Regardless of what is happening in the real and virtual worlds, LMU’s goal in building a class remains the same. “LMU seeks a diverse and dynamic student body,” says Fissinger. “We’re interested in students from a variety of ethnic and economic backgrounds, and with a variety of talents and interests.”
So while some schools might hold lectures in, say, a virtual environment, every Lion knows there’s something special about real life lived up on the bluff. That’s a perspective school officials figure is shared by prospective attendees as well. “Here at LMU, we know that a visit to this campus is a key driver in a student’s decision,” Prisco says. “Our location — in L.A. and near the airport and on this beautiful bluff with fabulous facilities — just cannot be captured in a brochure or on a computer.”

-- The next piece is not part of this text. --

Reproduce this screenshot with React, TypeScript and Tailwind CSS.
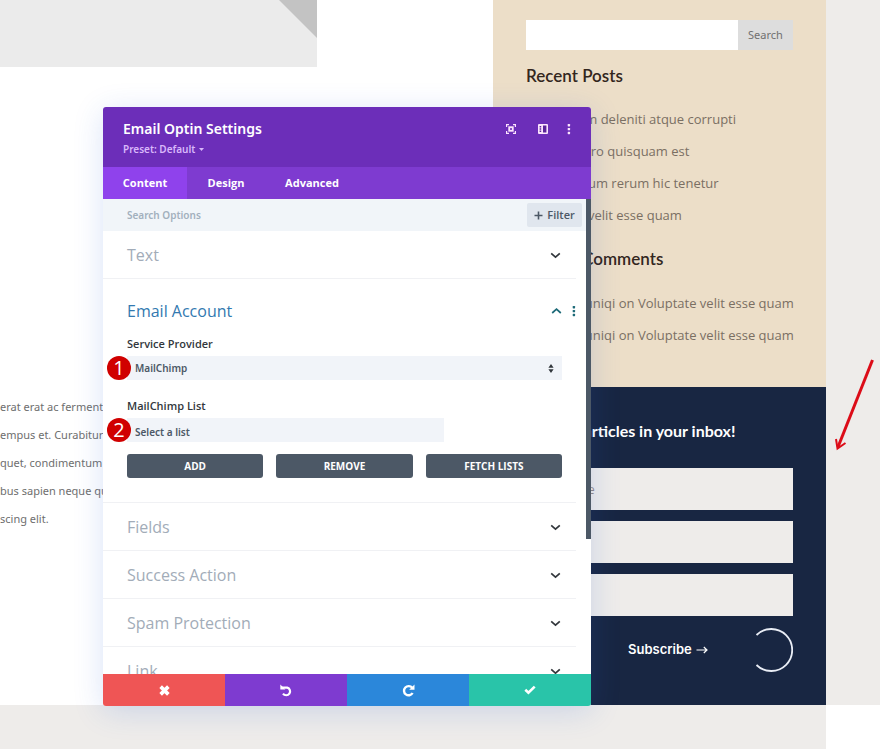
import React, { useState } from "react";
import type { ReactNode } from "react";

const recentPosts = [
  "Voluptatum deleniti atque corrupti",
  "Neque porro quisquam est",
  "Itaque earum rerum hic tenetur",
  "Voluptate velit esse quam",
];

const articleLines = [
  "erat erat ac fermentum",
  "empus et. Curabitur non",
  "quet, condimentum at",
  "bus sapien neque quis",
  "scing elit.",
];

function Chevron({ up = false }: { up?: boolean }) {
  return (
    <svg width="11" height="8" viewBox="0 0 11 8" fill="none" stroke="currentColor" strokeWidth="1.7" aria-hidden="true">
      <path d={up ? "M1.2 6 5.5 2.2 9.8 6" : "M1.2 2.4 5.5 6.2 9.8 2.4"} />
    </svg>
  );
}

function Dots() {
  return (
    <svg width="4" height="12" viewBox="0 0 4 12" fill="currentColor" aria-hidden="true">
      <rect x="0.7" y="1" width="2.4" height="2.4" rx="0.6" />
      <rect x="0.7" y="4.9" width="2.4" height="2.4" rx="0.6" />
      <rect x="0.7" y="8.8" width="2.4" height="2.4" rx="0.6" />
    </svg>
  );
}

function Section({ title }: { title: string }) {
  return (
    <button
      type="button"
      className="flex h-12 w-full shrink-0 items-center justify-between pr-[15px] pl-6 text-left text-base text-[#a2acb8]"
    >
      {title}
      <span className="text-[#32373c]">
        <Chevron />
      </span>
    </button>
  );
}

function Badge({ children }: { children: ReactNode }) {
  return (
    <span className="absolute top-0 -left-5 flex size-6 items-center justify-center rounded-full bg-[#d00000] font-['Open_Sans',sans-serif] text-xl leading-6 text-white">
      {children}
    </span>
  );
}

function Sidebar() {
  return (
    <aside className="flex w-[333px] shrink-0 flex-col">
      <div className="bg-[#ecdec8] px-[33px] pt-5 pb-9 text-[13px] text-[#7a6f63]">
        <form className="flex h-[30px]">
          <input aria-label="Search" type="text" className="min-w-0 flex-1 bg-white px-2 outline-none" />
          <button type="button" className="w-[55px] bg-[#dddddd] font-['Noto_Sans',sans-serif] text-[11px] text-[#707070]">
            Search
          </button>
        </form>
        <h2 className="mt-3.5 font-['Lato',sans-serif] text-[17px] leading-6 font-semibold text-[#33261d]">Recent Posts</h2>
        <ul className="mt-[15px] leading-8 whitespace-nowrap">
          {recentPosts.map((post) => (
            <li key={post}>
              <a href="#">{post}</a>
            </li>
          ))}
        </ul>
        <h2 className="mt-4 font-['Lato',sans-serif] text-[17px] leading-6 font-semibold text-[#33261d]">Recent Comments</h2>
        <ul className="mt-4 leading-8 whitespace-nowrap">
          <li>Donjete Vuniqi on <a href="#">Voluptate velit esse quam</a></li>
          <li>Donjete Vuniqi on <a href="#">Voluptate velit esse quam</a></li>
        </ul>
      </div>
      <form className="flex flex-1 flex-col bg-[#182642] px-[33px] pt-8 pb-[33px] text-white">
        <h2 className="text-center font-['Lato',sans-serif] text-[16px] leading-6 font-bold whitespace-nowrap">
          articles in your inbox!
        </h2>
        <div className="mt-[25px] flex flex-col gap-[11px]">
          <input aria-label="First name" placeholder="First Name" className="h-[42px] bg-[#eeecea] px-2 text-xs text-[#33261d] outline-none" />
          <input aria-label="Last name" className="h-[42px] bg-[#eeecea] px-2 text-xs outline-none" />
          <input aria-label="Email" className="h-[42px] bg-[#eeecea] px-2 text-xs outline-none" />
        </div>
        <div className="mt-3 flex items-center justify-between pl-[102px]">
          <button type="button" className="flex items-center gap-1 font-['Inter',sans-serif] text-[13px] font-semibold">
            Subscribe
            <svg width="12" height="10" viewBox="0 0 12 10" fill="none" stroke="currentColor" strokeWidth="1.2" aria-hidden="true">
              <path d="M0.5 5H11M7.8 2 11 5 7.8 8" />
            </svg>
          </button>
          <svg width="44" height="44" viewBox="0 0 44 44" fill="none" stroke="#e9edf5" strokeWidth="1.8" aria-hidden="true">
            <path d="M7.500 7A21 21 0 1 1 7.500 37" />
          </svg>
        </div>
      </form>
    </aside>
  );
}

function SettingsDialog() {
  const [provider, setProvider] = useState("MailChimp");
  const [list, setList] = useState("Select a list");
  const field =
    "h-6 appearance-none bg-[#f1f4f9] pl-2 font-['Noto_Sans',sans-serif] text-[10px] font-semibold text-[#4c5866] outline-none";
  const action = "h-6 flex-1 rounded-[3px] bg-[#4c5866] text-[10px] font-bold text-white";

  return (
    <section
      role="dialog"
      aria-label="Email Optin Settings"
      className="absolute top-[107px] left-[103px] flex h-[599px] w-[488px] flex-col overflow-hidden rounded-[3px] bg-white shadow-[0_5px_30px_rgba(43,100,218,0.18)]"
    >
      <header className="flex h-[60px] shrink-0 justify-between bg-[#6c2eb9] pt-3 pr-5 pl-5 text-white">
        <div className="font-['Noto_Sans',sans-serif]">
          <h1 className="text-sm leading-5 font-semibold">Email Optin Settings</h1>
          <button type="button" className="flex items-center gap-1 text-[10px] leading-5 font-semibold text-[#d9b8fb]">
            Preset: Default
            <svg width="5" height="3" viewBox="0 0 5 3" fill="currentColor" aria-hidden="true">
              <path d="M0 0H5L2.5 3Z" />
            </svg>
          </button>
        </div>
        <div className="flex h-5 items-center text-[#fbe4fd]">
          <button type="button" aria-label="Expand">
            <svg width="10" height="10" viewBox="0 0 10 10" fill="none" stroke="currentColor" strokeWidth="1.2" aria-hidden="true">
              <path d="M0.6 3V0.6H3M7 0.6H9.4V3M9.4 7V9.4H7M3 9.4H0.6V7" />
              <rect x="3.2" y="3.2" width="3.6" height="3.6" strokeWidth="1.8" />
            </svg>
          </button>
          <button type="button" aria-label="Dock" className="ml-[22px]">
            <svg width="10" height="10" viewBox="0 0 10 10" aria-hidden="true">
              <rect width="10" height="10" rx="1" fill="currentColor" />
              <path d="M5 1.6H8.4V8.4H5ZM1.6 2H3.2V3.4H1.6ZM1.6 4.3H3.2V5.7H1.6ZM1.6 6.6H3.2V8H1.6Z" fill="#5a2399" />
            </svg>
          </button>
          <button type="button" aria-label="More" className="ml-[19px]">
            <Dots />
          </button>
        </div>
      </header>

      <nav className="flex h-8 shrink-0 bg-[#7e3bd0] text-[11px] font-bold text-white">
        <button type="button" className="w-[84px] bg-[#8f42ec]">Content</button>
        <button type="button" className="w-[78px]">Design</button>
        <button type="button" className="w-[94px]">Advanced</button>
      </nav>

      <div className="flex min-h-0 flex-1">
        <div className="flex min-w-0 flex-1 flex-col overflow-hidden">
          <div className="flex h-8 shrink-0 items-center justify-between bg-[#f1f5f9] pr-1 pl-6">
            <input
              aria-label="Search Options"
              placeholder="Search Options"
              className="min-w-0 flex-1 font-['Noto_Sans',sans-serif] text-[10px] font-semibold outline-none placeholder:text-[#a2b0bd]"
            />
            <button type="button" className="flex h-6 w-[55px] items-center justify-center gap-1 rounded-[2px] bg-[#e0e6ee] text-[11px] font-semibold text-[#4c5866]">
              <svg width="9" height="9" viewBox="0 0 9 9" stroke="currentColor" strokeWidth="1.6" aria-hidden="true">
                <path d="M4.5 0.5V8.5M0.5 4.5H8.5" />
              </svg>
              Filter
            </button>
          </div>

          <div className="mr-2.5 flex flex-col divide-y divide-[#f0f1f4]">
            <Section title="Text" />
            <div className="flex h-56 shrink-0 flex-col pt-5 pl-6">
              <div className="flex items-center justify-between">
                <h2 className="text-base leading-6 text-[#3279b0]">Email Account</h2>
                <div className="flex items-center gap-2.5 text-[#1d6a78]">
                  <button type="button" aria-label="Collapse"><Chevron up /></button>
                  <button type="button" aria-label="Section options"><Dots /></button>
                </div>
              </div>
              <div className="mr-3.5 flex flex-col">
                <label htmlFor="provider" className="mt-[13px] text-[11px] leading-4 font-semibold text-[#32373c]">Service Provider</label>
                <div className="relative mt-1 flex">
                  <select id="provider" value={provider} onChange={(e) => setProvider(e.target.value)} className={`${field} w-full`}>
                    <option>MailChimp</option>
                  </select>
                  <svg className="pointer-events-none absolute top-2 right-2" width="6" height="9" viewBox="0 0 6 9" fill="#32373c" aria-hidden="true">
                    <path d="M3 0 5.6 3.8H0.4ZM3 9 0.4 5.2H5.6Z" />
                  </svg>
                  <Badge>1</Badge>
                </div>
                <label htmlFor="list" className="mt-[18px] text-[11px] leading-4 font-semibold text-[#32373c]">MailChimp List</label>
                <div className="relative mt-1 flex">
                  <select id="list" value={list} onChange={(e) => setList(e.target.value)} className={`${field} w-[317px] pt-1`}>
                    <option>Select a list</option>
                  </select>
                  <Badge>2</Badge>
                </div>
                <div className="mt-3 flex gap-[13px]">
                  <button type="button" className={action}>ADD</button>
                  <button type="button" className={action}>REMOVE</button>
                  <button type="button" className={action}>FETCH LISTS</button>
                </div>
              </div>
            </div>
            <Section title="Fields" />
            <Section title="Success Action" />
            <Section title="Spam Protection" />
            <Section title="Link" />
          </div>
        </div>
        <div className="w-[5px] shrink-0">
          <div className="h-[340px] bg-[#4c5866]" />
        </div>
      </div>

      <footer className="grid h-8 shrink-0 grid-cols-4 text-white">
        <button type="button" aria-label="Discard" className="flex items-center justify-center bg-[#ef5555]">
          <svg width="11" height="11" viewBox="0 0 12 12" stroke="currentColor" strokeWidth="4" aria-hidden="true">
            <path d="M1.8 1.8 10.2 10.2M10.2 1.8 1.8 10.2" />
          </svg>
        </button>
        <button type="button" aria-label="Undo" className="flex items-center justify-center bg-[#7e3bd0]">
          <svg width="13" height="13" viewBox="0 0 13 13" fill="none" stroke="currentColor" strokeWidth="2.2" aria-hidden="true">
            <path d="M2 3.6H7.2A3.9 3.9 0 1 1 3 9.6" />
            <path d="M0.3 0.5V5.4H5.4Z" fill="currentColor" stroke="none" />
          </svg>
        </button>
        <button type="button" aria-label="Redo" className="flex items-center justify-center bg-[#2b87da]">
          <svg width="13" height="13" viewBox="0 0 13 13" fill="none" stroke="currentColor" strokeWidth="2.4" aria-hidden="true">
            <path d="M10.2 3.8A4.6 4.6 0 1 0 10.6 9" />
            <path d="M12.5 0.6V5.8H7.2Z" fill="currentColor" stroke="none" />
          </svg>
        </button>
        <button type="button" aria-label="Save" className="flex items-center justify-center bg-[#29c4a9]">
          <svg width="12" height="10" viewBox="0 0 13 10" fill="none" stroke="currentColor" strokeWidth="2.8" aria-hidden="true">
            <path d="M1.4 4.8 4.8 8 11.6 1.4" />
          </svg>
        </button>
      </footer>
    </section>
  );
}

export default function App() {
  return (
    <div className="relative min-h-screen overflow-hidden bg-white font-['Open_Sans',sans-serif]">
      <div className="flex">
        <main className="min-w-0 flex-1">
          <div className="flex h-[67px] w-[317px] justify-end bg-[#ebebeb]">
            <svg width="38" height="38" viewBox="0 0 38 38" fill="#c3c3c3" aria-hidden="true">
              <path d="M0 0H38V38Z" />
            </svg>
          </div>
          <p className="mt-[326px] font-['Noto_Sans',sans-serif] text-[11px] leading-7 whitespace-nowrap text-[#6e6e6e]">
            {articleLines.map((line) => (
              <span key={line} className="block">{line}</span>
            ))}
          </p>
        </main>
        <Sidebar />
        <div className="w-[54px] shrink-0 bg-[#eeecea]" />
      </div>
      <div className="mr-[54px] h-11 bg-[#eeecea]" />
      <SettingsDialog />
      <svg className="absolute top-[355px] left-[830px]" width="50" height="100" viewBox="0 0 50 100" fill="none" stroke="#dc0c18" strokeWidth="3" aria-hidden="true">
        <path d="M42.5 5 8 92" />
        <path d="M6 84 7.5 93.5 15.5 88" strokeWidth="2" />
      </svg>
    </div>
  );
}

Jeremy Rosenberg is a Los Angeles-based writer. His “Flying High” appeared in Vistas (Spring 2008). What Parents and Prospective Students Should Know
Vistas contacted high school and college admissions, enrollment, counseling and Web services professionals. Here’s some of the advice and inside information the pros offered about making the most of a college search:
1 Make sure of the fit, from academics to location to the school’s mission.
2 Concentrate on a smaller number of schools and communicate with the schools. Your “demonstrated interest” will be an admissions plus.
3 Meet the requirements. If the college mandates certain tests or materials, make sure to include them in your application.
4 Visit. Check out your schools in person, after your virtual visits.
5 Take the online campus tours. Some schools offer parents virtual tours that emphasize safety and graduation rates.
6 Look for language alternatives. For parents who don’t speak English, some college Web sites offer tours in other languages.
7 Listen and encourage. Don’t force your children into certain fields; help them be the best in their chosen realm.